If in rendering its judgment upon a demurrer to a petition the court does not decide upon the merits of the case, a judgment sustaining a demurrer and dismissing the petition is not a bar to another proceeding for the same cause. Code § 110-503; National Bank of Augusta v. Southern Porcelain Mfg. Co., 59 Ga. 157, 164; Papworth v. Fitzgerald, 111 Ga. 54 ( 36 S.E. 311); Dolvin v. American Harrow Co., 125 Ga. 699 ( 54 S.E. 706, 28 L.R.A. (NS) 785); Story v. Pope, 205 Ga. 523 ( 54 S.E.2d 394). However, if in rendering the judgment on the demurrer to the previous petition the court decides upon the merits of the case, the judgment operates as res judicata to a second petition based on the same cause of action. Code § 110-504; Kimbro v. Virginia R. Co., 56 Ga. 185; Revels v. Kilgo, 157 Ga. 39 (b) ( 121 S.E. 209); Smith v. Bird, 189 Ga. 105 ( 5 S.E.2d 336); Darling Stores Corp. v. Beatus, 199 Ga. 215 (1) ( 33 S.E.2d 701).

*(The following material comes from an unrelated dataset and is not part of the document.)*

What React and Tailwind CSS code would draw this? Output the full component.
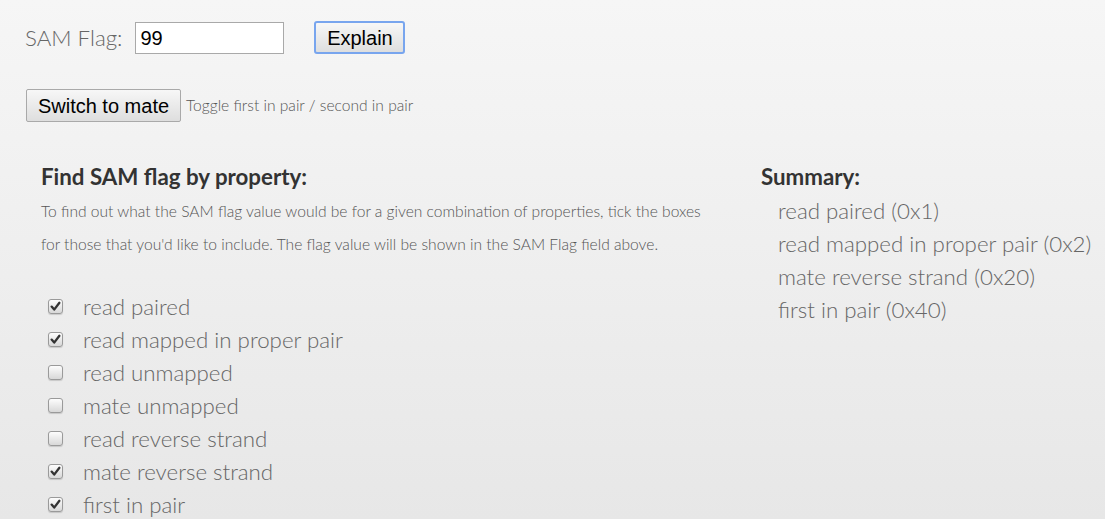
import React from "react";

const props = [
  ["read paired", true],
  ["read mapped in proper pair", true],
  ["read unmapped", false],
  ["mate unmapped", false],
  ["read reverse strand", false],
  ["mate reverse strand", true],
  ["first in pair", true],
];

const summary = [
  "read paired (0x1)",
  "read mapped in proper pair (0x2)",
  "mate reverse strand (0x20)",
  "first in pair (0x40)",
];

function Box({ checked }) {
  return (
    <span className="relative inline-block w-[15px] h-[15px] shrink-0 rounded-[3px] border border-[#9a9a9a] bg-gradient-to-b from-[#fdfdfd] to-[#d8d8d8] shadow-[0_1px_1px_rgba(0,0,0,0.15)]">
      {checked && (
        <svg viewBox="0 0 15 15" className="absolute left-[-1px] top-[-1px] w-[15px] h-[15px]">
          <path d="M3.6 7.6 L6.2 10.6 L11.4 3.8" fill="none" stroke="#333" strokeWidth="2.3" strokeLinecap="round" strokeLinejoin="round" />
        </svg>
      )}
    </span>
  );
}

export default function App() {
  return (
    <div className="min-h-[519px] bg-gradient-to-b from-[#f6f6f6] to-[#e7e7e7] font-['Lato',sans-serif] text-[#666]">
      <div className="flex items-center pt-[21px] pl-[25px]">
        <span className="text-[22.3px] font-light text-[#666] leading-[32px]">SAM Flag:</span>
        <div className="ml-[13px] w-[149px] h-[32px] border border-[#a9a9a9] bg-white flex items-center pl-[4px] font-['Liberation_Sans',Arial,sans-serif] text-[20px] text-black">
          99
        </div>
        <button className="ml-[30px] w-[91px] h-[33px] rounded-[3px] border-2 border-[#78a5ee] bg-gradient-to-b from-[#f7f7f7] to-[#dedede] font-['Liberation_Sans',Arial,sans-serif] text-[20px] text-black leading-none">
          Explain
        </button>
      </div>
      <div className="flex items-center mt-[35px] pl-[26px]">
        <button className="w-[155px] h-[33px] rounded-[2px] border border-[#a9a9a9] bg-gradient-to-b from-[#f7f7f7] to-[#dedede] font-['Liberation_Sans',Arial,sans-serif] text-[20px] text-black leading-none">
          Switch to mate
        </button>
        <span className="ml-[5px] text-[15.6px] font-light text-[#555] mt-[1px]">Toggle first in pair / second in pair</span>
      </div>
      <div className="flex pl-[41px] mt-[43px]">
        <div className="w-[720px]">
          <h2 className="text-[22.3px] font-bold text-[#333] leading-[24px]">Find SAM flag by property:</h2>
          <p className="mt-[6px] max-w-[680px] text-[15.6px] font-light leading-[33px] text-[#555]">
            To find out what the SAM flag value would be for a given combination of properties, tick the boxes for those that you'd like to include. The flag value will be shown in the SAM Flag field above.
          </p>
          <ul className="mt-[29px] pl-[7px]">
            {props.map(([label, c]) => (
              <li key={label} className="flex items-center h-[33px]">
                <Box checked={c} />
                <span className="ml-[20px] text-[22.3px] font-light text-[#666]">{label}</span>
              </li>
            ))}
          </ul>
        </div>
        <div>
          <h2 className="text-[22.3px] font-bold text-[#333] leading-[24px]">Summary:</h2>
          <ul className="mt-[5px] pl-[17px]">
            {summary.map((s) => (
              <li key={s} className="h-[33px] flex items-center text-[22.3px] font-light text-[#666]">{s}</li>
            ))}
          </ul>
        </div>
      </div>
    </div>
  );
}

Where, as here, the petition in one count alleged that the deed sought to be canceled was either a forgery or that the signatures thereto were obtained by fraud and deceit, and as against general demurrer the allegations as to forgery, if standing alone would have been sufficient, but the allegations as to fraud and deceit were insufficient, and the trial judge correctly held that, where any one of several averments alleged in the alternative is insufficient, the entire pleading is rendered bad, or in other words, where two matters are pleaded in the disjunctive, one of which is good and the other not, the petition is treated as pleading no more than the latter, because it must be construed most strongly against the pleader, and dismissed the action, his ruling was a judgment on the merits of the case; and a second proceeding filed by the same petitioners against the same defendant upon the same cause of action seeking cancellation of the same deed was subject to the plea of res judicata.
Accordingly, the trial court did not err in sustaining the defendant's plea of res judicata to the second proceeding, and upon the separate trial of the plea which disclosed the facts to be as above indicated, in directing a verdict for the defendant.
Judgment affirmed. All the Justices concur.